Howdy everyone.
So yes, I have been delaying information about the con rules. This 100% has to do with the rapidly changing 40K landscape and nothing to do with being disorganized. And the first year we didn't even know we were having a convention until 3 months out and that came off fantastically, so even if nothing had been done, we would be very able to pull this off without breaking a sweat. And we've been working on the 40K GT plans since Saturday of last year.
So, here's the scoop on 40K Grand Tournaments:
When we started doing 40K tournaments 6 years ago, no one in the US was doing anything terribly competitive with a very competitive ruleset. Tournaments were often 3 to 5 games, and not much was done to look for Swiss or even solid evaluative methods for the whole field. Now there are many fine competitive events available, with up to 8 games played to find the winner, so competitive is pretty well represented. That said, the ruleset has made a drastic shift in the other direction - codex power is not done justice with the term creep, 6th edition and airpower mean that games are much more complex and the possibility of walking up to a table with an near-automatic win or loss is very present. TOs are playing editor with portions of rules, expansions, and dataslates being modified for play balance or what have you. I have never been a fan of partial rules sources or rewriting rules that were not obviously unclear for my own nefarious purposes (though I know others have read this otherwise).

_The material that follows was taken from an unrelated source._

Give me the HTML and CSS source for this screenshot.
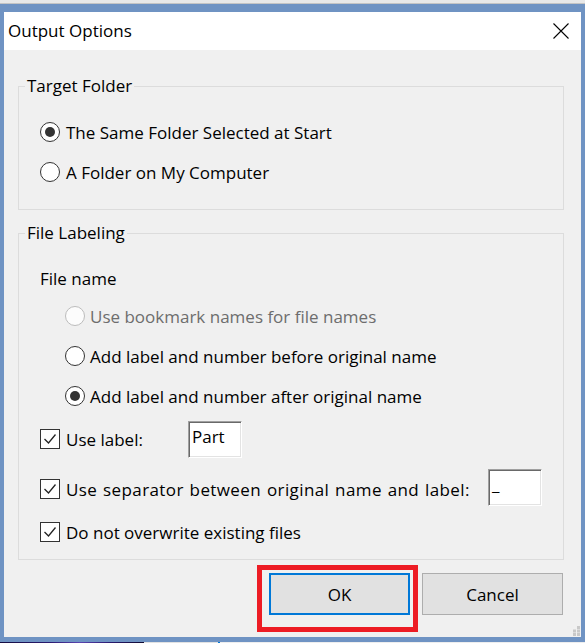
FILE: index.html
```html
<!DOCTYPE html>
<html>
<head>
<meta charset="utf-8">
<link rel="stylesheet" href="styles.css">
</head>
<body>
<div class="screen">
  <div class="topstrip"></div>
  <div class="window">
    <div class="titlebar">
      <span class="title">Output Options</span>
      <svg class="close" width="16" height="16" viewBox="0 0 16 16"><path d="M0.5 0.5 L15.5 15.5 M15.5 0.5 L0.5 15.5" stroke="#000" stroke-width="1.1" fill="none"/></svg>
    </div>
    <div class="client">
      <fieldset class="group g1">
        <legend>Target Folder</legend>
        <div class="gbody b1">
          <div class="row"><span class="radio checked"></span><span class="lbl">The Same Folder Selected at Start</span></div>
          <div class="row"><span class="radio"></span><span class="lbl">A Folder on My Computer</span></div>
        </div>
      </fieldset>
      <fieldset class="group g2">
        <legend>File Labeling</legend>
        <div class="gbody b2">
          <div class="fname">File name</div>
          <div class="row sub"><span class="radio disabled"></span><span class="lbl dis">Use bookmark names for file names</span></div>
          <div class="row sub"><span class="radio"></span><span class="lbl">Add label and number before original name</span></div>
          <div class="row sub"><span class="radio checked"></span><span class="lbl">Add label and number after original name</span></div>
          <div class="row crow c1">
            <span class="check"><svg width="18" height="18" viewBox="0 0 18 18"><path d="M3.5 9 L7.5 13 L14.5 4.5" stroke="#222" stroke-width="1.3" fill="none"/></svg></span>
            <span class="lbl w1">Use label:</span>
            <span class="field f1">Part</span>
          </div>
          <div class="row crow c2">
            <span class="check"><svg width="18" height="18" viewBox="0 0 18 18"><path d="M3.5 9 L7.5 13 L14.5 4.5" stroke="#222" stroke-width="1.3" fill="none"/></svg></span>
            <span class="lbl w2 wide">Use separator between original name and label:</span>
            <span class="field f2">_</span>
          </div>
          <div class="row crow c3">
            <span class="check"><svg width="18" height="18" viewBox="0 0 18 18"><path d="M3.5 9 L7.5 13 L14.5 4.5" stroke="#222" stroke-width="1.3" fill="none"/></svg></span>
            <span class="lbl">Do not overwrite existing files</span>
          </div>
        </div>
      </fieldset>
      <div class="buttons">
        <button class="btn ok">OK</button>
        <button class="btn cancel">Cancel</button>
      </div>
      <svg class="grip" width="10" height="10" viewBox="0 0 10 10">
        <rect x="7" y="0" width="3" height="3" fill="#c8c8c8"/>
        <rect x="3" y="3.5" width="3" height="3" fill="#c8c8c8"/>
        <rect x="7" y="3.5" width="3" height="3" fill="#c8c8c8"/>
        <rect x="3" y="7" width="3" height="3" fill="#c8c8c8"/>
        <rect x="7" y="7" width="3" height="3" fill="#c8c8c8"/>
      </svg>
    </div>
  </div>
  <div class="desktop"></div>
</div>
</body>
</html>
```
FILE: styles.css
```css
* { box-sizing: border-box; }
html, body { margin: 0; padding: 0; }
body {
  width: 585px;
  height: 643px;
  overflow: hidden;
  font-family: "Open Sans", "Noto Sans", sans-serif;
  font-size: 17px;
  color: #000;
  background: #f0f0f0;
}
.screen { width: 585px; height: 643px; display: flex; flex-direction: column; }
.topstrip {
  height: 4px;
  background: #e8e8e8;
  border-bottom: 1px solid #c4c4c4;
}
.window {
  height: 638px;
  border-top: 8px solid #6f93c3;
  border-left: 4px solid #6f93c3;
  border-right: 4px solid #6f93c3;
  border-bottom: 5px solid #6f93c3;
  display: flex;
  flex-direction: column;
}
.desktop {
  height: 1px;
  background: linear-gradient(to right, #140c40 0, #2a1a70 50px, #5a44b0 80px, #2a1a70 110px, #100a30 144px, #e2e2e2 144px, #e2e2e2 218px, #0078d7 218px, #0078d7 220px, #eeeeee 220px);
}
.titlebar {
  height: 38px;
  background: #fff;
  display: flex;
  align-items: center;
  justify-content: space-between;
  padding-left: 4px;
  padding-right: 12px;
}
.title { font-size: 17px; margin-top: -1px; }
.close { display: block; }
.client {
  flex: 1;
  background: #f0f0f0;
  position: relative;
  padding-top: 25px;
}
.group {
  margin: 0 17px 0 14px;
  padding: 0;
  border: 1px solid #dcdcdc;
  min-width: 0;
}
.group legend {
  margin-left: 6px;
  padding: 0 2px;
  line-height: 22px;
  font-size: 17px;
}
.g2 { margin-top: 12px; }
.gbody { display: flex; flex-direction: column; padding-left: 21px; }
.b1 { padding-top: 15px; padding-bottom: 17px; }
.b2 { padding-top: 17px; padding-bottom: 7px; }
.row { display: flex; align-items: center; height: 40px; }
.fname { height: 35px; line-height: 35px; font-size: 17px; }
.sub { padding-left: 25px; }
.lbl { font-size: 17px; margin-left: 6px; white-space: nowrap; }
.sub .lbl { margin-left: 5px; }
.wide { letter-spacing: 0.4px; word-spacing: 1px; }
.dis { color: #6d6d6d; }
.radio {
  width: 20px; height: 20px;
  border: 1px solid #333;
  border-radius: 50%;
  background: #fff;
  flex: none;
  display: flex;
  align-items: center;
  justify-content: center;
}
.radio.checked::after {
  content: "";
  width: 10px; height: 10px;
  border-radius: 50%;
  background: #333;
}
.radio.disabled { border-color: #bcbcbc; background: #fcfcfc; }
.check {
  width: 20px; height: 20px;
  border: 1px solid #333;
  background: #fff;
  flex: none;
  display: flex;
  align-items: center;
  justify-content: center;
}
.check svg { display: block; }
.c1 { margin-top: 3px; }
.c2 { margin-top: 10px; }
.c3 { margin-top: 3px; }
.w1 { width: 122px; }
.w2 { width: 422px; }
.field {
  height: 37px;
  background: #fff;
  border-top: 1px solid #a0a0a0;
  border-left: 1px solid #a0a0a0;
  border-right: 1px solid #fff;
  border-bottom: 1px solid #fff;
  box-shadow: inset 1px 1px 0 #696969, inset -1px -1px 0 #e3e3e3;
  font-size: 17px;
  line-height: 30px;
  padding-left: 3px;
}
.f1 { width: 54px; margin-left: 0; }
.f2 { width: 54px; margin-top: -3px; }
.buttons {
  display: flex;
  justify-content: flex-end;
  gap: 12px;
  margin-top: 13px;
  padding-right: 18px;
}
.btn {
  width: 141px;
  height: 42px;
  font-family: "Open Sans", "Noto Sans", sans-serif;
  font-size: 17px;
  color: #000;
  background: #e1e1e1;
  border: 1px solid #adadad;
  padding: 0;
}
.ok { border: 2px solid #0078d7; position: relative; }
.ok::after {
  content: "";
  position: absolute;
  left: -14px;
  top: -10px;
  width: 161px;
  height: 67px;
  border: 5px solid #ed1c24;
  box-sizing: border-box;
}
.grip { position: absolute; right: 1px; bottom: 1px; display: block; }
```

So, how do we respond to the madness of 6th edition, dataslates, escalation, breakthrough, and gross imbalance between books?
Like this:
The 40K Limited Grand Tournament: 1500 points, all lists MUST BE submitted and approved.

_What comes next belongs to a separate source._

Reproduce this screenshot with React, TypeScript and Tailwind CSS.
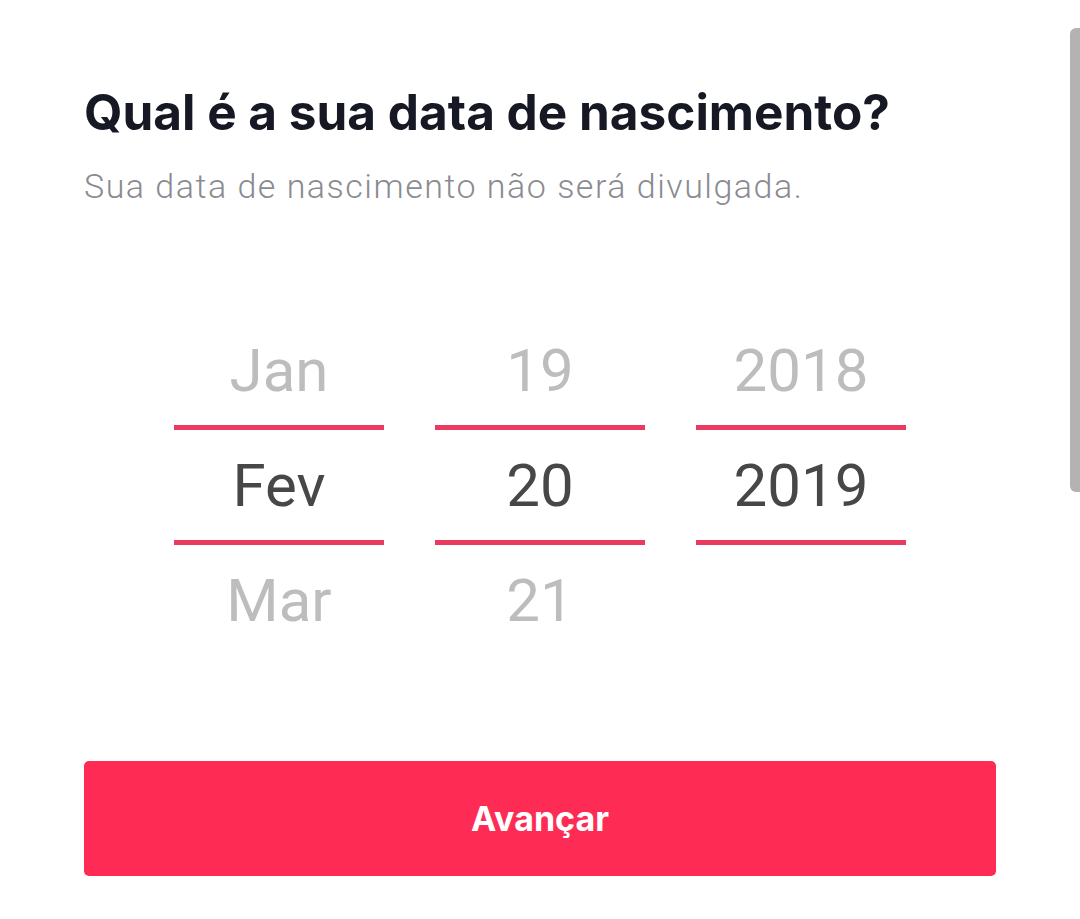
const columns = [
  { prev: 'Jan', current: 'Fev', next: 'Mar' },
  { prev: '19', current: '20', next: '21' },
  { prev: '2018', current: '2019', next: '' },
];

const PickerColumn = ({ prev, current, next }: { prev: string; current: string; next: string }) => (
  <div className="flex w-[210px] flex-col items-center">
    <div className="flex h-[110px] w-full items-center justify-center pt-[2px] text-[60px] text-[#bdbdbd]">{prev}</div>
    <div className="h-[5px] w-full bg-[#ea3a60]" />
    <div className="flex h-[110px] w-full items-center justify-center pt-[2px] text-[60px] text-[#474747]">{current}</div>
    <div className="h-[5px] w-full bg-[#ea3a60]" />
    <div className="flex h-[110px] w-full items-center justify-center pt-[2px] text-[60px] text-[#bdbdbd]">{next}</div>
  </div>
);

const App = () => {
  return (
    <div className="relative h-[919px] w-[1080px] overflow-hidden bg-white">
      {/* scrollbar */}
      <div className="absolute right-0 top-[28px] h-[464px] w-[10px] rounded-l-[6px] bg-[#b3b3b3]" />

      <div className="flex flex-col px-[84px] pt-[82px]">
        <h1 className="font-['Inter',sans-serif] text-[49.5px] font-bold leading-[60px] text-[#161823]">
          Qual é a sua data de nascimento?
        </h1>
        <p className="mt-[24px] font-['Roboto',sans-serif] text-[34px] font-light leading-[40px] tracking-[1.5px] text-[#8a8b91]">
          Sua data de nascimento não será divulgada.
        </p>

        <div className="mt-[109px] flex justify-center gap-[51px] font-['Roboto',sans-serif]">
          {columns.map((c) => (
            <PickerColumn key={c.current} {...c} />
          ))}
        </div>

        <button className="mt-[106px] flex h-[115px] w-full items-center justify-center rounded-[5px] bg-[#fe2c55] font-['Inter',sans-serif] text-[34px] font-bold text-white">
          Avançar
        </button>
      </div>
    </div>
  );
};

export default App;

Codexs ONLY - no Escalation, Breakthrough, or online-only content (current exceptions include codices only released online). On what criteria are approvals given? If I would walk up to the table and play against your army without thinking "lame netlist, I'd rather play against something else," which roughly equates to a list most people would scream and curse about. Some examples - Screamerstar, Seer Council Shennanigans, a fistful of Wave Serpents, some Flying Circuses, and very little else. Really it's hard to give an all-inclusive list, but the goal here is to have a tournament that allows casual players to play the game, not scoop up models.
The 40K Unlimited Grand Tournament: 2000 points, no list submission, all add-ons allowed except Forgeworld. Yes, you can shoot people with D weapons from your crazy fortress of doom. Yes, this is double force organization. Expect to walk up to the table having essentially won or lost the game before it starts.
Both of these tournaments run 4 games Saturday, 2 games Sunday, identical timing. Both have sign-up limits and similar prize support.
So there's the story. I apologize for the appearance of ignoring you all - I've been busy, and the landscape has changed so dramatically and rapidly that I am very glad that we held off on announcing anything specific for so long. Last year we announced very far in advance and the game shifted significantly between the time we announced and the tournament, leading to some rather ugly incidents with Forgeworld rules and new codices.
See you at Bolscon / Wargamescon / Texasgamescon / Yournameherecon in 3 months!